On the surface, the bible book of Ruth tells the story of the unbreakable friendship between Ruth and Naomi. Naomi is a Jewish woman who, because of a famine, leaves her home country and settles in Moab with her husband and two sons. Eventually, both her sons marry Moabite women, one of them named Ruth. During the course of ten years, the story goes, Naomi's husband and two sons die, leaving her and her daughters-in-law widowed. Naomi hears that the famine in Israel is over, so she decides to go back. After insisting to her daughters-in-law that they stay in Moab and find husbands, Ruth makes the decision to leave her country and go live in Israel with Naomi. 

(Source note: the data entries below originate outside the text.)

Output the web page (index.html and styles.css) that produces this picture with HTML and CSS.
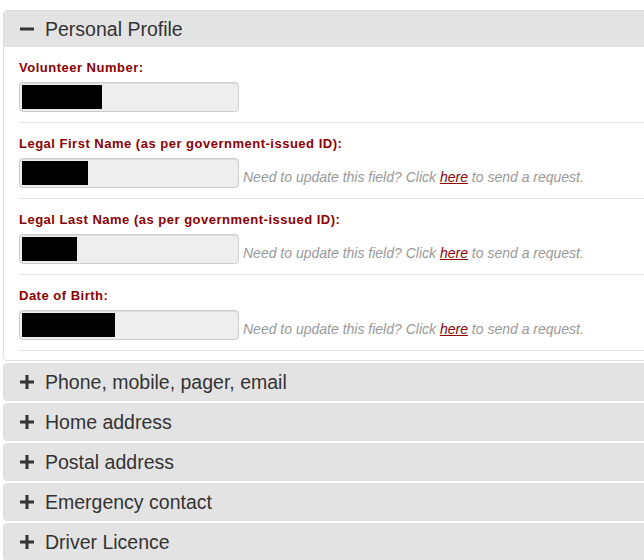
FILE: index.html
```html
<!DOCTYPE html>
<html lang="en">
<head>
    <meta charset="UTF-8">
    <meta name="viewport" content="width=device-width, initial-scale=1.0">
    <title>My Profile</title>
    <link rel="stylesheet" href="styles.css">
</head>
<body>
    <div class="accordion">
        <div class="panel open">
            <div class="panel-heading">
                <svg class="toggle" width="16" height="16" viewBox="0 0 16 16"><rect x="1" y="6.5" width="14" height="3" fill="#333"/></svg>
                <span>Personal Profile</span>
            </div>
            <div class="panel-body">
                <div class="field">
                    <label>Volunteer Number:</label>
                    <div class="field-row">
                        <div class="input"><span class="redact" style="width: 80px"></span></div>
                    </div>
                </div>
                <div class="field">
                    <label>Legal First Name (as per government-issued ID):</label>
                    <div class="field-row">
                        <div class="input"><span class="redact" style="width: 66px"></span></div>
                        <span class="hint">Need to update this field? Click <a href="#">here</a> to send a request.</span>
                    </div>
                </div>
                <div class="field">
                    <label>Legal Last Name (as per government-issued ID):</label>
                    <div class="field-row">
                        <div class="input"><span class="redact" style="width: 55px"></span></div>
                        <span class="hint">Need to update this field? Click <a href="#">here</a> to send a request.</span>
                    </div>
                </div>
                <div class="field">
                    <label>Date of Birth:</label>
                    <div class="field-row">
                        <div class="input"><span class="redact" style="width: 93px"></span></div>
                        <span class="hint">Need to update this field? Click <a href="#">here</a> to send a request.</span>
                    </div>
                </div>
            </div>
        </div>

        <div class="panel">
            <div class="panel-heading">
                <svg class="toggle" width="16" height="16" viewBox="0 0 16 16"><path d="M6.5 1h3v5.5H15v3H9.5V15h-3V9.5H1v-3h5.5z" fill="#333"/></svg>
                <span>Phone, mobile, pager, email</span>
            </div>
        </div>
        <div class="panel">
            <div class="panel-heading">
                <svg class="toggle" width="16" height="16" viewBox="0 0 16 16"><path d="M6.5 1h3v5.5H15v3H9.5V15h-3V9.5H1v-3h5.5z" fill="#333"/></svg>
                <span>Home address</span>
            </div>
        </div>
        <div class="panel">
            <div class="panel-heading">
                <svg class="toggle" width="16" height="16" viewBox="0 0 16 16"><path d="M6.5 1h3v5.5H15v3H9.5V15h-3V9.5H1v-3h5.5z" fill="#333"/></svg>
                <span>Postal address</span>
            </div>
        </div>
        <div class="panel">
            <div class="panel-heading">
                <svg class="toggle" width="16" height="16" viewBox="0 0 16 16"><path d="M6.5 1h3v5.5H15v3H9.5V15h-3V9.5H1v-3h5.5z" fill="#333"/></svg>
                <span>Emergency contact</span>
            </div>
        </div>
        <div class="panel">
            <div class="panel-heading">
                <svg class="toggle" width="16" height="16" viewBox="0 0 16 16"><path d="M6.5 1h3v5.5H15v3H9.5V15h-3V9.5H1v-3h5.5z" fill="#333"/></svg>
                <span>Driver Licence</span>
            </div>
        </div>
    </div>
</body>
</html>
```

FILE: styles.css
```css
html, body {
    margin: 0;
    padding: 0;
    overflow: hidden;
}
body {
    font-family: "Liberation Sans", Arial, sans-serif;
    background-color: white;
    color: #333;
}
.accordion {
    width: 680px;
    padding: 10px 0 0 3px;
}
.panel {
    border: 1px solid #ddd;
    border-radius: 4px;
    margin-bottom: 2px;
    background: white;
}
.panel-heading {
    display: flex;
    align-items: center;
    height: 36px;
    padding-left: 15px;
    background-color: #e3e3e3;
    font-size: 19.5px;
    color: #333;
    border-radius: 3px 3px 0 0;
}
.panel:not(.open) .panel-heading {
    border-radius: 3px;
}
.toggle {
    margin-right: 10px;
}
.panel-body {
    padding: 0 0 9px 15px;
}
.field {
    padding: 12px 0 10px;
    border-bottom: 1px solid #e5e5e5;
}
label {
    display: block;
    font-size: 13px;
    font-weight: bold;
    letter-spacing: 0.5px;
    color: #8b0000;
    line-height: 17px;
    margin-bottom: 6px;
}
.field-row {
    display: flex;
    align-items: flex-end;
}
.input {
    box-sizing: border-box;
    width: 220px;
    height: 30px;
    padding: 2px;
    background-color: #eee;
    border: 1px solid #ccc;
    border-radius: 4px;
    box-shadow: inset 0 1px 1px rgba(0, 0, 0, 0.075);
}
.redact {
    display: block;
    height: 24px;
    background: black;
}
.hint {
    margin-left: 4px;
    padding-bottom: 3px;
    font-size: 14px;
    font-style: italic;
    color: #999;
}
.hint a {
    color: #8b0000;
    text-decoration: underline;
}
```
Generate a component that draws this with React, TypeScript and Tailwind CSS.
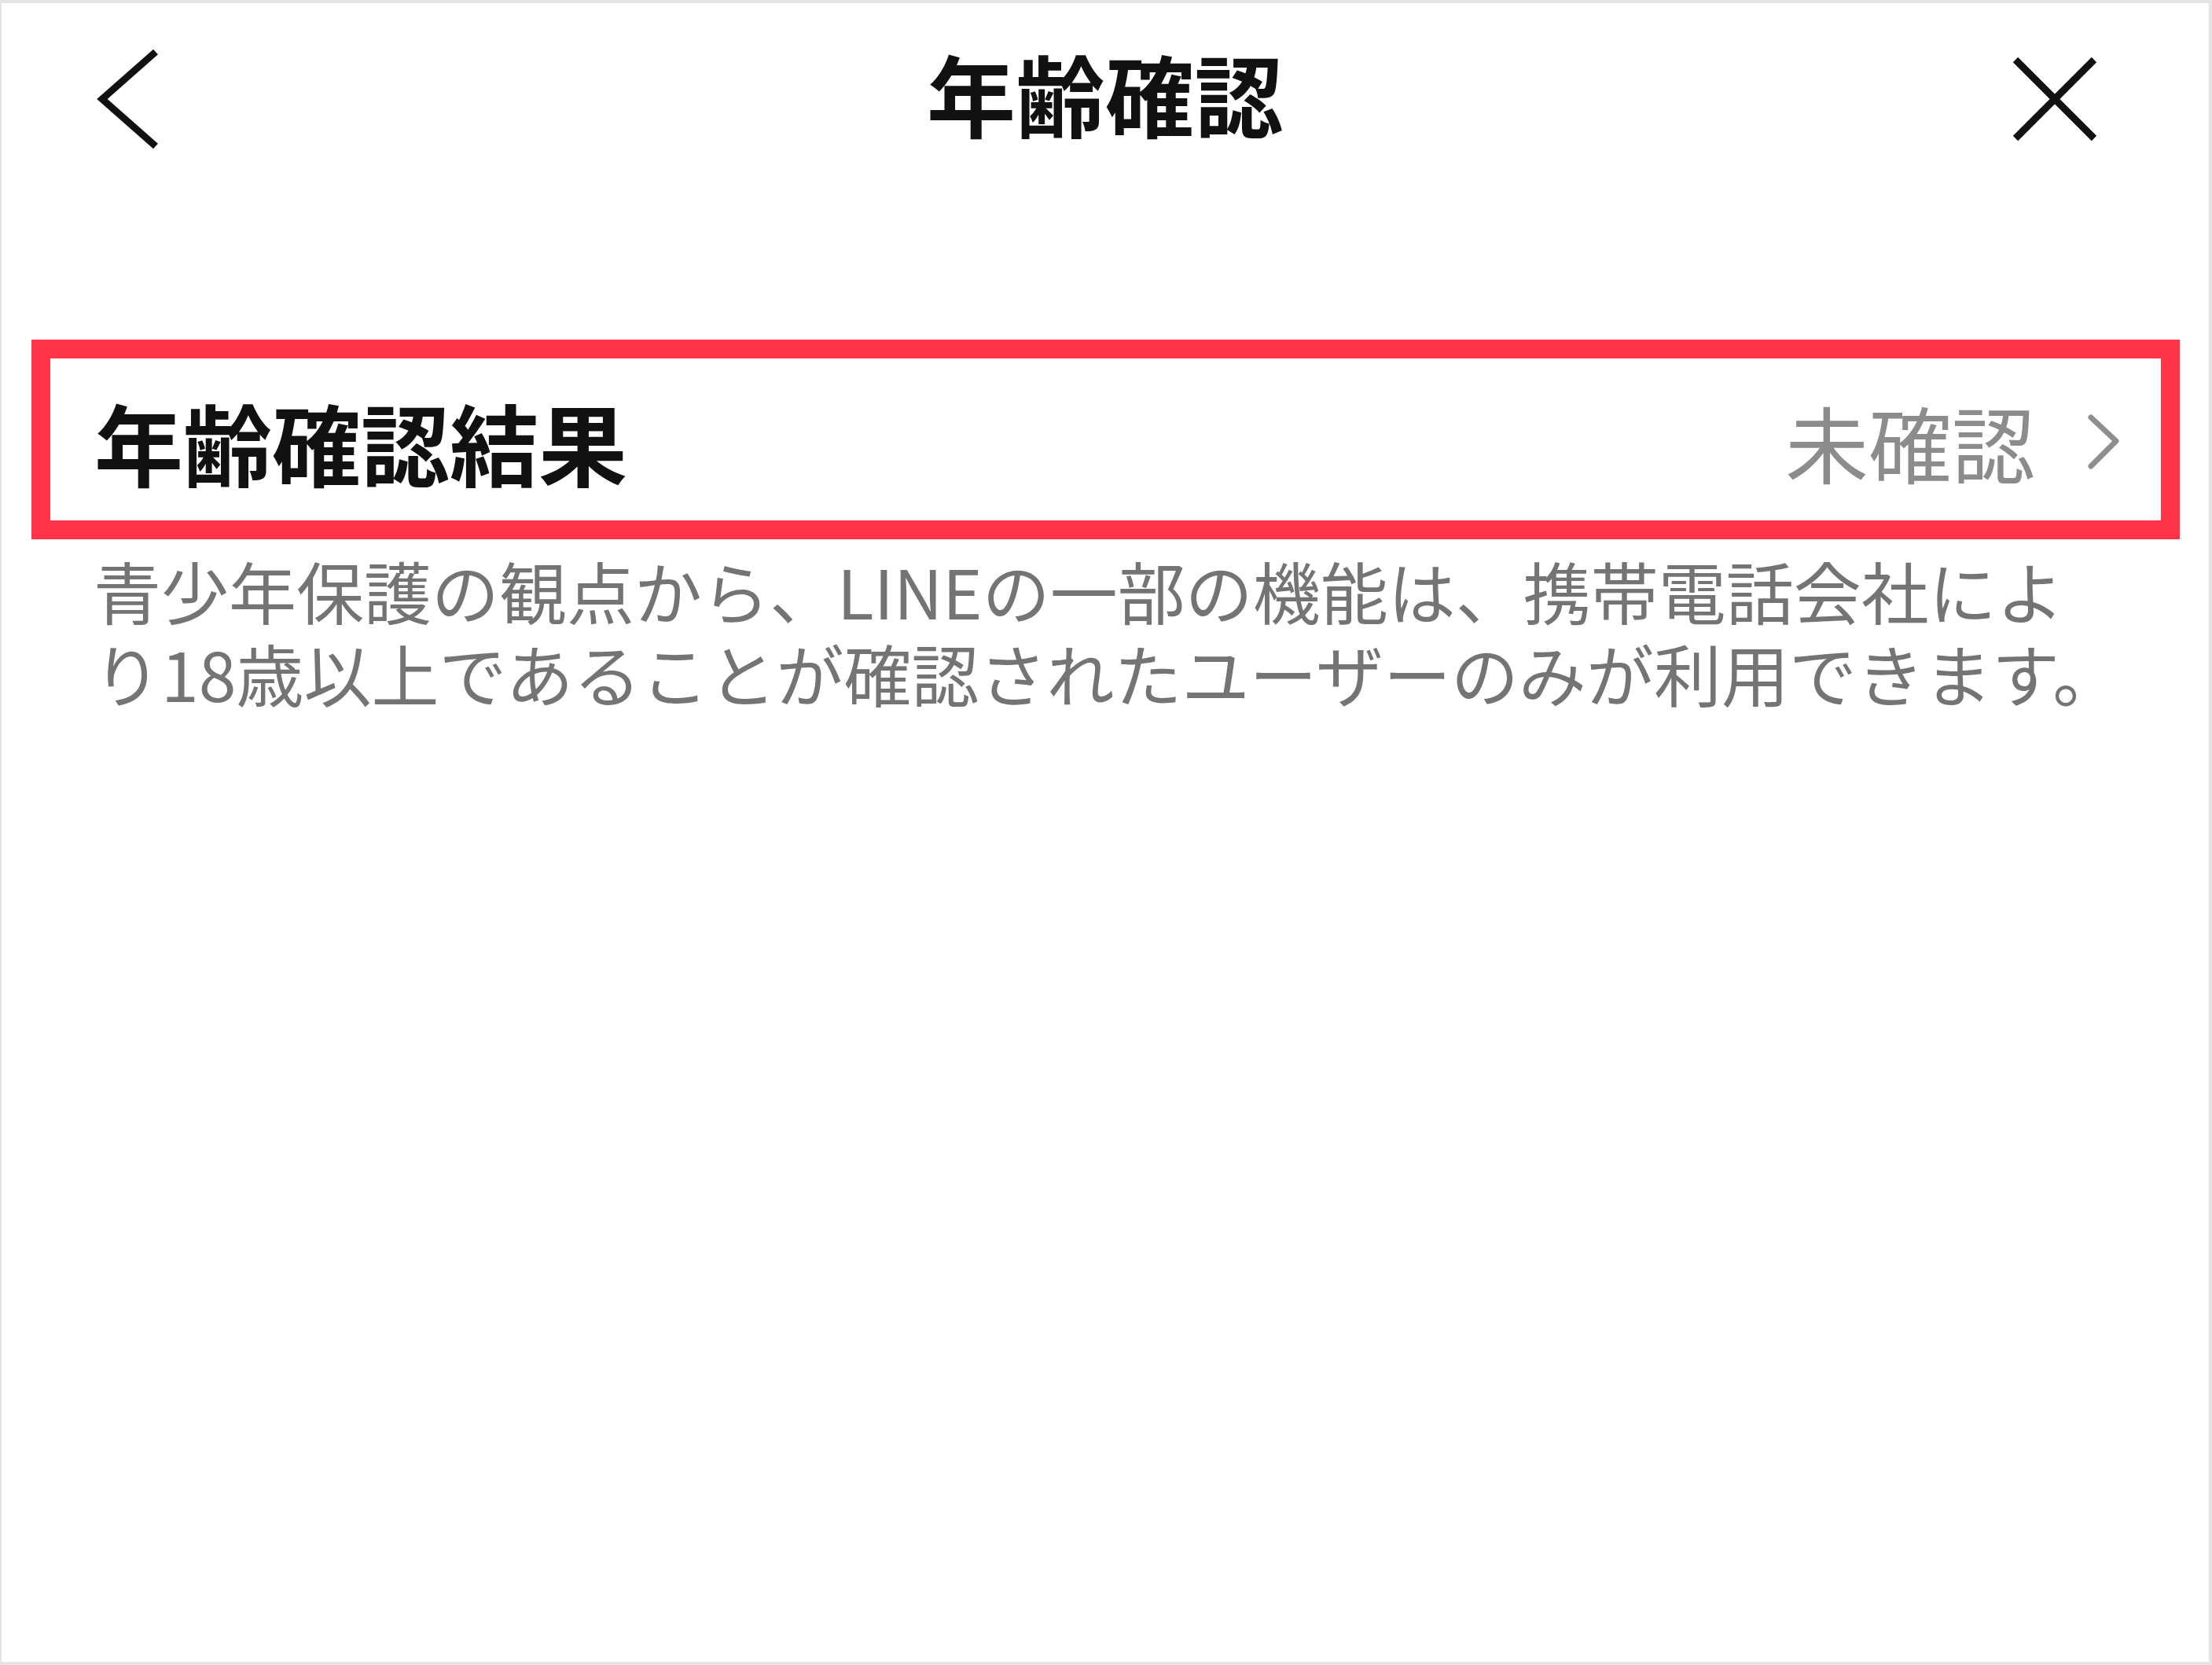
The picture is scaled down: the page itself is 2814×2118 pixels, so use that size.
export default function App() {
  return (
    <div
      className="w-[2814px] h-[2118px] bg-white border-t-[4px] border-b-[4px] border-l-[2px] border-r-[4px] border-[#e4e4e4] overflow-hidden"
      style={{ fontFamily: '"Noto Sans CJK JP", "Noto Sans", sans-serif' }}
    >
      {/* header */}
      <div className="h-[244px] grid grid-cols-[1fr_auto_1fr] items-center px-[110px]">
        <div className="flex justify-start">
          <svg width="100" height="140" viewBox="0 0 100 140" fill="none">
            <path d="M86 10 L18 70 L86 130" stroke="#111" strokeWidth="9" strokeLinejoin="miter" />
          </svg>
        </div>
        <h1 className="text-[113px] leading-none font-bold text-[#111] tracking-[0.5px] pb-[18px]">年齢確認</h1>
        <div className="flex justify-end">
          <svg width="120" height="120" viewBox="0 0 120 120" fill="none" className="mr-[26px]">
            <path d="M10 10 L110 110 M110 10 L10 110" stroke="#111" strokeWidth="9" />
          </svg>
        </div>
      </div>

      {/* result row */}
      <div className="mt-[184px] ml-[38px] mr-[37px] border-[24px] border-[#fe3249]">
        <div className="h-[206px] flex items-center justify-between pl-[56px] pr-[48px] pt-[4px]">
          <span className="text-[113px] leading-none font-bold text-[#111]">年齢確認結果</span>
          <div className="flex items-center gap-[62px]">
            <span className="text-[106px] leading-none text-[#8c8c8c]">未確認</span>
            <svg width="50" height="80" viewBox="0 0 50 80" fill="none" className="mt-[4px]">
              <path d="M9 8 L41 38 L9 70" stroke="#8e8e8e" strokeWidth="7" strokeLinecap="round" strokeLinejoin="round" />
            </svg>
          </div>
        </div>
      </div>

      {/* description */}
      <div className="mt-[12px] pl-[117px] pr-[100px] text-[86px] leading-[105px] text-[#747474] whitespace-nowrap">
        <p>青少年保護の観点から、LINEの一部の機能は、携帯電話会社によ</p>
        <p>り18歳以上であることが確認されたユーザーのみが利用できます。</p>
      </div>
    </div>
  );
}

In those times, women were not allowed to hold property or get jobs, leaving Naomi and Ruth poor and destitute. Boaz, an elderly rich man, capitalizes on their desperate situation and offers the much younger Ruth financial security...with the condition that she be his wife. Boaz marries Ruth, becomes her provider and benefactor, enjoys her youth and vitality, and Ruth receives financial security. Essentially, turning this relationship into the sugar baby/sugar daddy arrangement. God, according to the story, looks favorably upon this arrangement and "blesses" them.

Why God, who supposedly is fair and just, would bless an arrangement that wholly disempowers a woman and makes her completely dependent on a man, is baffling. Of course, it is not baffling at all if we consider that there is a simple explanation- the bible was written in a sexist and male dominated time where women were second-class citizens unworthy of even holding a job or property. No wonder the story says that God blesses this arrangement, because, in reality, God didn't bless this arrangement at all. It was the author of the book of Ruth who blesses this arrangement. Why? Because obviously the writer of the book of Ruth is a sexist misogynist man who believes that women are second-class citizens unworthy of holding a job or property.

The bible book of Ruth is a male egotistical story that only serves to denigrate women and glorify an era where women had no rights. The only thing the book of Ruth is good for is to rip out its pages and use them as fodder for a bonfire on a cold night. In fact, I think I might do that.